Skip the pictures and repeat each line of the data exactly.
[Start Dataset excerpt]
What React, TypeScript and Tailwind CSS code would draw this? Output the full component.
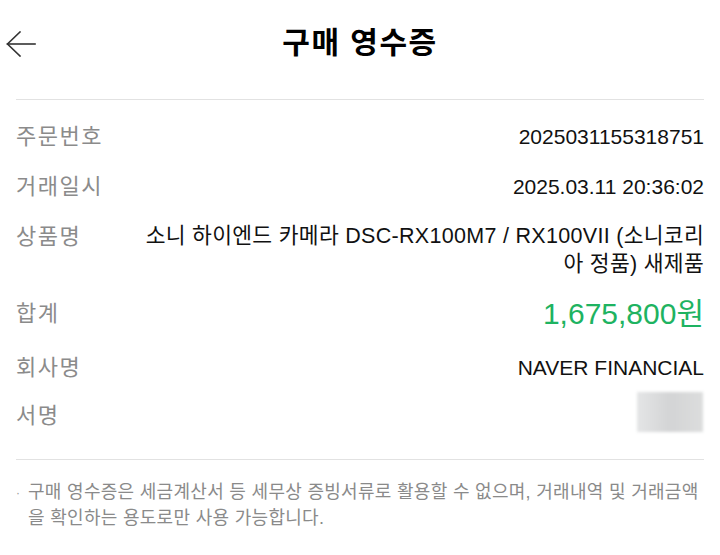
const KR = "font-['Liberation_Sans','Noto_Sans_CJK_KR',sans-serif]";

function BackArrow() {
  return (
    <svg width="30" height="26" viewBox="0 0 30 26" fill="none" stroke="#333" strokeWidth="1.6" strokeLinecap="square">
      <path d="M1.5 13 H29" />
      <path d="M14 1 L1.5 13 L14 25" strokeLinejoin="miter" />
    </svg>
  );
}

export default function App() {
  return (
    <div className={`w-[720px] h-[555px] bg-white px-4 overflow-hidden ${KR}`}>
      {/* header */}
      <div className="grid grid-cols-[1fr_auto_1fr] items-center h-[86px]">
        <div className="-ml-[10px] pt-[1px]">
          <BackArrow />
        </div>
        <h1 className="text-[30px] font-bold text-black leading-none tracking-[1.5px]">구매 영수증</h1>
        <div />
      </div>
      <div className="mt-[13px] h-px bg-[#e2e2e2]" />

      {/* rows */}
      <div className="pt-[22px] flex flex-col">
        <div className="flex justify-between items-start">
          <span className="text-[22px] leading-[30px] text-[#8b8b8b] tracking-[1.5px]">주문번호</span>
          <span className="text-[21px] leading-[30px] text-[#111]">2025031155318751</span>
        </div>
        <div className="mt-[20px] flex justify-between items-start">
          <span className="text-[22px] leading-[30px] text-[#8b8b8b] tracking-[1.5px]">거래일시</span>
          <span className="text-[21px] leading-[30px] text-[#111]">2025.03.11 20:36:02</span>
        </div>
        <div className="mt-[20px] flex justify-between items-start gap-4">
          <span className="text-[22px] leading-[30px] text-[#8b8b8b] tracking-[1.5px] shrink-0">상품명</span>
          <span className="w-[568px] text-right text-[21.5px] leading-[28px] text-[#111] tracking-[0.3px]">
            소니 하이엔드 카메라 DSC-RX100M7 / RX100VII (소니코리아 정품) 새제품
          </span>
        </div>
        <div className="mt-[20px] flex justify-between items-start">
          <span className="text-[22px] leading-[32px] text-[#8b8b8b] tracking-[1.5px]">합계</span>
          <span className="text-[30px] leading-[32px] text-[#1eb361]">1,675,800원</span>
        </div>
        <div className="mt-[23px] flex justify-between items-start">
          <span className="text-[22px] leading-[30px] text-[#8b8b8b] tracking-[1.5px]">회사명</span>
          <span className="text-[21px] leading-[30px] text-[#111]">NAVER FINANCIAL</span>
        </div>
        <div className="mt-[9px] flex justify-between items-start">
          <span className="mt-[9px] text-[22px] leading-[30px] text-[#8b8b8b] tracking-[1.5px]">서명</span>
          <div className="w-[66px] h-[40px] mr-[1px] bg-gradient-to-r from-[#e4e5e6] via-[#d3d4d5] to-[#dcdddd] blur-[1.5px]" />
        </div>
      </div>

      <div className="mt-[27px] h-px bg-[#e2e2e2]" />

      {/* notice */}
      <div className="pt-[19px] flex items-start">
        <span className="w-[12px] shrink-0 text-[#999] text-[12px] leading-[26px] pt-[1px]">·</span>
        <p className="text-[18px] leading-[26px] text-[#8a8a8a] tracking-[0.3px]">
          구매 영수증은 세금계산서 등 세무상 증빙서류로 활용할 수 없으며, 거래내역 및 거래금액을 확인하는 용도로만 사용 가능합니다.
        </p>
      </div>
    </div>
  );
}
[End Dataset excerpt]
## Complete response
What React, TypeScript and Tailwind CSS code would draw this? Output the full component.
const KR = "font-['Liberation_Sans','Noto_Sans_CJK_KR',sans-serif]";

function BackArrow() {
  return (
    <svg width="30" height="26" viewBox="0 0 30 26" fill="none" stroke="#333" strokeWidth="1.6" strokeLinecap="square">
      <path d="M1.5 13 H29" />
      <path d="M14 1 L1.5 13 L14 25" strokeLinejoin="miter" />
    </svg>
  );
}

export default function App() {
  return (
    <div className={`w-[720px] h-[555px] bg-white px-4 overflow-hidden ${KR}`}>
      {/* header */}
      <div className="grid grid-cols-[1fr_auto_1fr] items-center h-[86px]">
        <div className="-ml-[10px] pt-[1px]">
          <BackArrow />
        </div>
        <h1 className="text-[30px] font-bold text-black leading-none tracking-[1.5px]">구매 영수증</h1>
        <div />
      </div>
      <div className="mt-[13px] h-px bg-[#e2e2e2]" />

      {/* rows */}
      <div className="pt-[22px] flex flex-col">
        <div className="flex justify-between items-start">
          <span className="text-[22px] leading-[30px] text-[#8b8b8b] tracking-[1.5px]">주문번호</span>
          <span className="text-[21px] leading-[30px] text-[#111]">2025031155318751</span>
        </div>
        <div className="mt-[20px] flex justify-between items-start">
          <span className="text-[22px] leading-[30px] text-[#8b8b8b] tracking-[1.5px]">거래일시</span>
          <span className="text-[21px] leading-[30px] text-[#111]">2025.03.11 20:36:02</span>
        </div>
        <div className="mt-[20px] flex justify-between items-start gap-4">
          <span className="text-[22px] leading-[30px] text-[#8b8b8b] tracking-[1.5px] shrink-0">상품명</span>
          <span className="w-[568px] text-right text-[21.5px] leading-[28px] text-[#111] tracking-[0.3px]">
            소니 하이엔드 카메라 DSC-RX100M7 / RX100VII (소니코리아 정품) 새제품
          </span>
        </div>
        <div className="mt-[20px] flex justify-between items-start">
          <span className="text-[22px] leading-[32px] text-[#8b8b8b] tracking-[1.5px]">합계</span>
          <span className="text-[30px] leading-[32px] text-[#1eb361]">1,675,800원</span>
        </div>
        <div className="mt-[23px] flex justify-between items-start">
          <span className="text-[22px] leading-[30px] text-[#8b8b8b] tracking-[1.5px]">회사명</span>
          <span className="text-[21px] leading-[30px] text-[#111]">NAVER FINANCIAL</span>
        </div>
        <div className="mt-[9px] flex justify-between items-start">
          <span className="mt-[9px] text-[22px] leading-[30px] text-[#8b8b8b] tracking-[1.5px]">서명</span>
          <div className="w-[66px] h-[40px] mr-[1px] bg-gradient-to-r from-[#e4e5e6] via-[#d3d4d5] to-[#dcdddd] blur-[1.5px]" />
        </div>
      </div>

      <div className="mt-[27px] h-px bg-[#e2e2e2]" />

      {/* notice */}
      <div className="pt-[19px] flex items-start">
        <span className="w-[12px] shrink-0 text-[#999] text-[12px] leading-[26px] pt-[1px]">·</span>
        <p className="text-[18px] leading-[26px] text-[#8a8a8a] tracking-[0.3px]">
          구매 영수증은 세금계산서 등 세무상 증빙서류로 활용할 수 없으며, 거래내역 및 거래금액을 확인하는 용도로만 사용 가능합니다.
        </p>
      </div>
    </div>
  );
}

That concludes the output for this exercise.